Arbeitsverbot für Frauen bei NGOs Schulze will Afghanistan-Hilfe aussetzen
Entwicklungsministerin Schulze will die internationale Hilfe für Afghanistan vorerst stoppen. Grund ist das Arbeitsverbot für Frauen bei Nichtregierungsorganisationen. Die UN fordern, das Verbot umgehend aufzuheben.
Nachdem die Taliban in Afghanistan ein Beschäftigungsverbot für Frauen bei Nichtregierungsorganisationen erlassen haben, will Bundesentwicklungsministerin Svenja Schulze (SPD) die Hilfe für das Land überprüfen. Sie sprach sich zunächst für ein Aussetzen aus. Auch mehrere Hilfsorganisationen kündigten bereits an, sie könnten ihre Arbeit so nicht weiterführen.
Mit dem Verbot hätten die Taliban "einen unverantwortlichen Schlag gegen die Hilfe für das afghanische Volk getan", erklärte Schulze. "Ohne weibliche Beschäftigte können Organisationen ihre Arbeit in vielen Bereichen für die Hälfte der Bevölkerung nicht fortführen." Damit sei eine völlig neue Situation entstanden.
Sie sei deshalb dafür, die gegenwärtige Unterstützung, die Deutschland mit anderen leiste, zunächst zu suspendieren, hieß es in der Erklärung weiter. Das Bundesentwicklungsministerium werde kurzfristig gemeinsam mit der Weltbank zu einem Treffen der Beteiligten des Afghanistan Reconstruction Trust Fund einladen, um zu beraten, ob und gegebenenfalls wie die Unterstützungsarbeit für die Menschen in Afghanistan fortgeführt werden könne.
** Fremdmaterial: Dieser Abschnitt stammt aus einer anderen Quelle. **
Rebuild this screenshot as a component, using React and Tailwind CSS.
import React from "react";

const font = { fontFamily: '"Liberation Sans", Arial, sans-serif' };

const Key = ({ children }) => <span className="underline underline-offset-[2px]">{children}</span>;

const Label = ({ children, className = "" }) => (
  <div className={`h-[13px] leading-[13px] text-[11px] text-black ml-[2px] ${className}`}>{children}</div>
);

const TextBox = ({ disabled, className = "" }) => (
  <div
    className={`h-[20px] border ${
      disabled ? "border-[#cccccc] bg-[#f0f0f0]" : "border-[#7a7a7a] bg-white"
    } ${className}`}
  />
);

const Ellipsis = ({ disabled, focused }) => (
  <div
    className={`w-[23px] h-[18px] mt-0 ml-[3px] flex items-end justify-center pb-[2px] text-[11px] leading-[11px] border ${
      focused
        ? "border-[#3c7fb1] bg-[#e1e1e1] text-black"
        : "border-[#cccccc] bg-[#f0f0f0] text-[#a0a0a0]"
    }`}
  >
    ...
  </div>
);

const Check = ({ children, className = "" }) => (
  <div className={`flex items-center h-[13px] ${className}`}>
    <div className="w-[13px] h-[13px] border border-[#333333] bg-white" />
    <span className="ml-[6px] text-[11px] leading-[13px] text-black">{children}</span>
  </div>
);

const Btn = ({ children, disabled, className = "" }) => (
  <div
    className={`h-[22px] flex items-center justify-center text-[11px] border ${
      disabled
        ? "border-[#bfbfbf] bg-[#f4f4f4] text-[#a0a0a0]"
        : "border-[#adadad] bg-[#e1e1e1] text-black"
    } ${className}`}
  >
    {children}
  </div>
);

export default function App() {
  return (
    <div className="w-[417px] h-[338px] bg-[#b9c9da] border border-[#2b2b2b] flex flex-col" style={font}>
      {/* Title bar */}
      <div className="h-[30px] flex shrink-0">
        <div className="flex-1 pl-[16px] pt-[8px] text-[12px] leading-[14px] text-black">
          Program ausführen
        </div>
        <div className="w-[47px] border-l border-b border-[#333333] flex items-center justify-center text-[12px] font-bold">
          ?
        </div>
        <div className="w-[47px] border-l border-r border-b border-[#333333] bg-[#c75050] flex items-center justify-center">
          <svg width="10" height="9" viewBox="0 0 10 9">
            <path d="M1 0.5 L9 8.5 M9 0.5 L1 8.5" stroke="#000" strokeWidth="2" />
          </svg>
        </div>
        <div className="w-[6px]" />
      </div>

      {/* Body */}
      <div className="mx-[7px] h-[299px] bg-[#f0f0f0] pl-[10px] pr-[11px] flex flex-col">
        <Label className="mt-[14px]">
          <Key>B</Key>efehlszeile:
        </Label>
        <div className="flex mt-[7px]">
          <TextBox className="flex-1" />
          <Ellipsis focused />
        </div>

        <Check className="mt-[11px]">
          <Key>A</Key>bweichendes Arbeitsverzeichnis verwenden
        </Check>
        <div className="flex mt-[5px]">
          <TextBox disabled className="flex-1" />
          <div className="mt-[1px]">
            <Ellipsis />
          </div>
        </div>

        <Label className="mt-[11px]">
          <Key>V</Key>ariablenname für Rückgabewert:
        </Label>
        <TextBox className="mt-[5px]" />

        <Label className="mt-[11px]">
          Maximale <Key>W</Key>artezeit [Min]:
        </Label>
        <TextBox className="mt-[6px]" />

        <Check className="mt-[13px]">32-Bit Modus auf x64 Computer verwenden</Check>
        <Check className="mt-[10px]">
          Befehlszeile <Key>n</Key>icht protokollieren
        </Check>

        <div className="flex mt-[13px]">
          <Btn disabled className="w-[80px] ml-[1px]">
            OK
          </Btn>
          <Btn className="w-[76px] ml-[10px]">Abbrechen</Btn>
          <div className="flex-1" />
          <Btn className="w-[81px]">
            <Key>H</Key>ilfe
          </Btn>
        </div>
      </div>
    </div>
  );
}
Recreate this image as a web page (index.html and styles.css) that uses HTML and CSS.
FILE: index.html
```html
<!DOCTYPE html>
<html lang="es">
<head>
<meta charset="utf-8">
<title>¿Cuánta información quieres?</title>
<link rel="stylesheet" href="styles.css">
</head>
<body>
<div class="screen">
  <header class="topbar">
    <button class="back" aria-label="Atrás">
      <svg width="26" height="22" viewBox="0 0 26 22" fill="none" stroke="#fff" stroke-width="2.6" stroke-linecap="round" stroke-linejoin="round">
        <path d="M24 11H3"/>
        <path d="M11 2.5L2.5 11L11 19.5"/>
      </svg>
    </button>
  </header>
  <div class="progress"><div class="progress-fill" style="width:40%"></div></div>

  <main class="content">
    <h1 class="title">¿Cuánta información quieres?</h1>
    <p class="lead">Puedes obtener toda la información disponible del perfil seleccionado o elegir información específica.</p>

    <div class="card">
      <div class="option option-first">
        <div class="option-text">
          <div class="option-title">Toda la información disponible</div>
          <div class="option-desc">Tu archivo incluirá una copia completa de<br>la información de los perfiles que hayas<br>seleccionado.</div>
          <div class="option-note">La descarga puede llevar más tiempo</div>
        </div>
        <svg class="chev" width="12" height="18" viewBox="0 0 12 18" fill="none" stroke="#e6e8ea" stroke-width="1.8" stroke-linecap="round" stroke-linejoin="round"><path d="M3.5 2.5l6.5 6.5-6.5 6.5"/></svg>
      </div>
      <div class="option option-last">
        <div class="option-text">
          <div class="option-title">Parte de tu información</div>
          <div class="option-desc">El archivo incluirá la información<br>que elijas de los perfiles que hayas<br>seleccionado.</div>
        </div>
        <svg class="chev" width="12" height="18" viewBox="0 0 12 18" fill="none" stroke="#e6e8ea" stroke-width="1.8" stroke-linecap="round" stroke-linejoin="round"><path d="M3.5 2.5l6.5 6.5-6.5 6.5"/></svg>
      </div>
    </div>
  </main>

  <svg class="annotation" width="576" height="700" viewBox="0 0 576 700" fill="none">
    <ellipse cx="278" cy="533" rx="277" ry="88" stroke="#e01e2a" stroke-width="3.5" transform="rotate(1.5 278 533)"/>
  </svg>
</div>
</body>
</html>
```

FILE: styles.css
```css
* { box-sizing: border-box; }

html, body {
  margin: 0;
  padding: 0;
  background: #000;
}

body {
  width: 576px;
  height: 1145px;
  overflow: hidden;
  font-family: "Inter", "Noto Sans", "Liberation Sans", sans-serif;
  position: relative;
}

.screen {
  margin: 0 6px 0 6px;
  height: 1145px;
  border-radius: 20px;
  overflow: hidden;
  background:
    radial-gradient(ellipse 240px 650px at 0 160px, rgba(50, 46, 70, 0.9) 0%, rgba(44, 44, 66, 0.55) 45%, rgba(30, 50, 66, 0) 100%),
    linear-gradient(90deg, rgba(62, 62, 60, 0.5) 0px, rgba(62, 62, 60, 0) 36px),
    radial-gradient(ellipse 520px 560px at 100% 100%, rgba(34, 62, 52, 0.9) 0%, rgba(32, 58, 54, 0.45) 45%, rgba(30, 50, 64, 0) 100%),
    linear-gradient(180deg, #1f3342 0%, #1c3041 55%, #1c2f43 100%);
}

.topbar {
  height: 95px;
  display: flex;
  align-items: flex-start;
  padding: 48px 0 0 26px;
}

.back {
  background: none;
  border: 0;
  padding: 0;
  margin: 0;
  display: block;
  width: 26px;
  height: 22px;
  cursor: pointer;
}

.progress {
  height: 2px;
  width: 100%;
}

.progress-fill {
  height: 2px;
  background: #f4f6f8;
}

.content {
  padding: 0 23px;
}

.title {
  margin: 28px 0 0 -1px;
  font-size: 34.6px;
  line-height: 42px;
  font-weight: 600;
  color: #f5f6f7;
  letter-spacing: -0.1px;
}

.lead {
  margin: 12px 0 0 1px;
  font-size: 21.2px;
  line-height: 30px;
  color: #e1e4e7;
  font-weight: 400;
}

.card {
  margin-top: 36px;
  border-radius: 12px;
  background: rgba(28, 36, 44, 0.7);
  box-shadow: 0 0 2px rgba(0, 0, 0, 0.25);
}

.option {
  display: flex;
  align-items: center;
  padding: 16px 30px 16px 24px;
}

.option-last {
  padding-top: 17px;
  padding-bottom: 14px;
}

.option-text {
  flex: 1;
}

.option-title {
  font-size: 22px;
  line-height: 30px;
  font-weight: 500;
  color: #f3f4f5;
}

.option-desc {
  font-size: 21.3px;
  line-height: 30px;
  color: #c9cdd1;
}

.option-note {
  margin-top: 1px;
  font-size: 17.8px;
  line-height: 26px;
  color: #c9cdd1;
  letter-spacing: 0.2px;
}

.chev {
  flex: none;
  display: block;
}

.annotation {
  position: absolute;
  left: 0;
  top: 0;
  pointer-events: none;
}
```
Hilfsorganisationen stellen Arbeit ein
Einige Hilfsorganisationen erklärten, ihre Arbeit in Afghanistan vorerst einstellen zu wollen, darunter das Internationale Rettungskomitee (IRC). Die Organisation teilte mit, sie sei auf all ihren Ebenen "auf weibliche Angestellte angewiesen". "Wenn es uns nicht erlaubt ist, Frauen zu beschäftigen, können wir den Bedürftigen nicht helfen."
Auch die Organisation Aktion gegen den Hunger teilte mit, die Arbeit in Afghanistan größtenteils auszusetzen. Einzig die "lebenswichtigen medizinischen Maßnahmen für Kinder, die an akuter Unterernährung leiden", würden fortgesetzt. Die Organisation betonte, dass die Hilfsprojekte vor allem auf Kinder unter fünf Jahren und Frauen im gebärfähigen Alter abzielten. Die Entscheidung der Taliban sei ein "Hindernis für die Fortsetzung unserer Aktivitäten".
NGOs: Lebensrettende Hilfen unmöglich
Die Hilfsorganisationen Care, Save The Children und die Norwegische Flüchtlingshilfe hatten zuvor in einer gemeinsamen Erklärung mitgeteilt, sie könnten Notleidende in Afghanistan nicht ohne die Hilfe ihrer Mitarbeiterinnen erreichen. Die Anweisung der Taliban werde nicht nur lebensrettende Hilfen für Tausende Menschen unmöglich machen, sondern auch Arbeitsplätze in einer Gesellschaft in einer großen wirtschaftliche Krise gefährden. Die Hilfsorganisationen kündigten an, ihre Programme vorläufig zu stoppen, bis Klarheit über die Forderungen bestehe.
UN: Verbot umgehend zurücknehmen
Die Vereinten Nationen forderten die Taliban-Regierung auf, das Arbeitsverbot für Frauen umgehend wieder zurückzunehmen. Der derzeit ranghöchste UN-Vertreter in Kabul, Ramiz Alakbarov, habe sich wegen der international scharf kritisierten Neuregelung mit dem Taliban-Wirtschaftsminister Kari Din Mohammed Hanif getroffen, teilte die Mission der Vereinten Nationen in Afghanistan mit. "Millionen Afghanen sind auf humanitäre Unterstützung angewiesen und es ist lebensnotwendig, dass Hürden abgebaut werden", hieß es in einem Tweet.
Die radikal-islamischen Taliban hatten das Beschäftigungsverbot am Samstag mit Verweis auf "ernsthafte Beschwerden" über das Nichttragen des Hidschabs im Zusammenhang mit für NGOs tätige Frauen bekannt gegeben. Organisationen, die das Verbot nicht einhalten, drohe der Entzug ihrer Zulassung.